LONDON (ICIS)--Solvay has confirmed it is to sell its chlorine plant in Torrelavega, Spain, to Portuguese producer CUF for an undisclosed sum, the Belgium chemical major said on Monday, adding that the 40 workers at the facility would not be transferred to the new owner.
CUF, through its subsidiary Altamira Electroquimica del Cantabrico, committed to invest around €55m to overhaul the plant in order to install a membrane cell-based technology, as per EU regulations, instead of the current mercury-based process.
A trade union representative at the plant had already said to ICIS on 10 November that Solvay was about to sign the agreement with CUF. The Portuguese producer conceded at the time that negotiations were taking place, while Solvay kept quiet.
The trade union representative also expressed worries about the 40 jobs the plant provides.
The facility will shut down on 11 December and, while the overhaul takes place, employment will not be guaranteed. The transfer is expected to be concluded in the first quarter of 2018.
The current mercury-based Torrelavega plant has a nameplate caustic soda capacity of 78,000 dmt/year (dry metric tonnes/year) and a chlorine capacity of 63,000 dmt/year, according to ICIS data.
Solvay said it was working in a “social plan” with workers representatives.
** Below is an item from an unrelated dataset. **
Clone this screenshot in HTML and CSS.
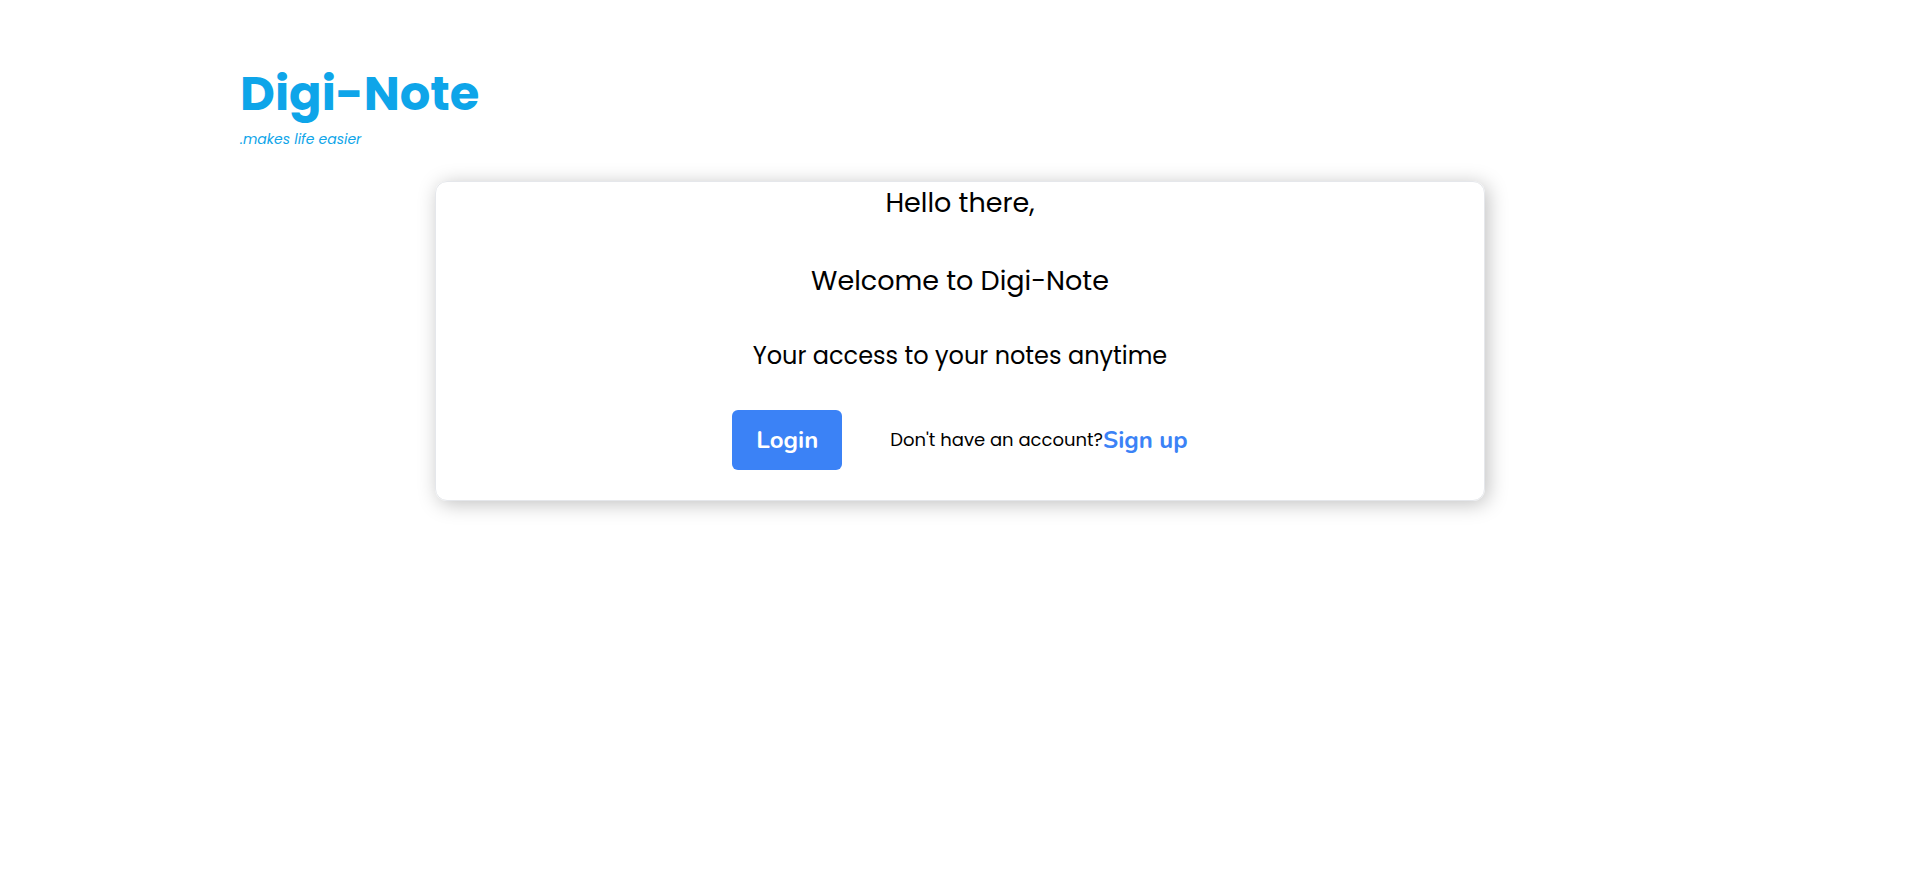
FILE: index.html
```html
<!DOCTYPE html>
<html lang="en">
<head>
<meta charset="utf-8">
<meta name="viewport" content="width=device-width, initial-scale=1">
<title>Digi-Note</title>
<link rel="stylesheet" href="styles.css">
</head>
<body>
<div class="page">
  <header class="brand">
    <h1 class="brand-name">Digi-Note</h1>
    <p class="brand-tagline">.makes life easier</p>
  </header>
  <main class="card">
    <p class="greeting">Hello there,</p>
    <p class="greeting">Welcome to Digi-Note</p>
    <p class="subtitle">Your access to your notes anytime</p>
    <div class="actions">
      <button class="login" type="button">Login</button>
      <p class="signup">Don't have an account?<a class="signup-link" href="#signup">Sign up</a></p>
    </div>
  </main>
</div>
</body>
</html>
```
FILE: styles.css
```css
* {
  box-sizing: border-box;
}

body {
  margin: 0;
  background: #fff;
  color: #000;
  font-family: Poppins, Inter, "Open Sans", sans-serif;
}

h1,
p {
  margin: 0;
}

.page {
  padding: 58px 12.5% 48px;
}

.brand {
  display: flex;
  flex-direction: column;
  margin-bottom: 33px;
}

.brand-name {
  color: #0ea5e9;
  font-size: 48px;
  font-weight: 700;
  line-height: 72px;
}

.brand-tagline {
  color: #0ea5e9;
  font-size: 14px;
  font-style: italic;
  font-weight: 400;
  line-height: 18px;
}

.card {
  display: flex;
  flex-direction: column;
  align-items: center;
  gap: 36px;
  max-width: 1050px;
  margin: 0 auto;
  padding-bottom: 30px;
  border: 1px solid #e5e7eb;
  border-radius: 12px;
  box-shadow: 3px 3px 20px rgba(0, 0, 0, 0.25);
  text-align: center;
}

.greeting {
  font-size: 27px;
  line-height: 42px;
}

.subtitle {
  font-size: 24px;
  line-height: 36px;
}

.actions {
  display: flex;
  flex-wrap: wrap;
  align-items: center;
  justify-content: center;
  gap: 24px 48px;
}

.login {
  padding: 12px 24px;
  border: 0;
  border-radius: 6px;
  background: #3b82f6;
  color: #fff;
  font-family: Nunito, Lato, sans-serif;
  font-size: 24px;
  font-weight: 700;
  line-height: 36px;
}

.signup {
  display: flex;
  flex-wrap: wrap;
  align-items: center;
  justify-content: center;
  font-size: 18px;
  line-height: 30px;
}

.signup-link {
  color: #3b82f6;
  font-family: Nunito, Lato, sans-serif;
  font-size: 24px;
  font-weight: 700;
  text-decoration: none;
}
```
The trade union could not be reached for comment at the time of writing.
“The employees will not be transferred and Solvay will involve the local Works Council representatives in the implementation of a social plan,” said the Belgian chemical major.
“This agreement with CUF, the leading Portuguese chemical Company, will consolidate the employment level within the industrial complex of Solvay in Torrelavega.”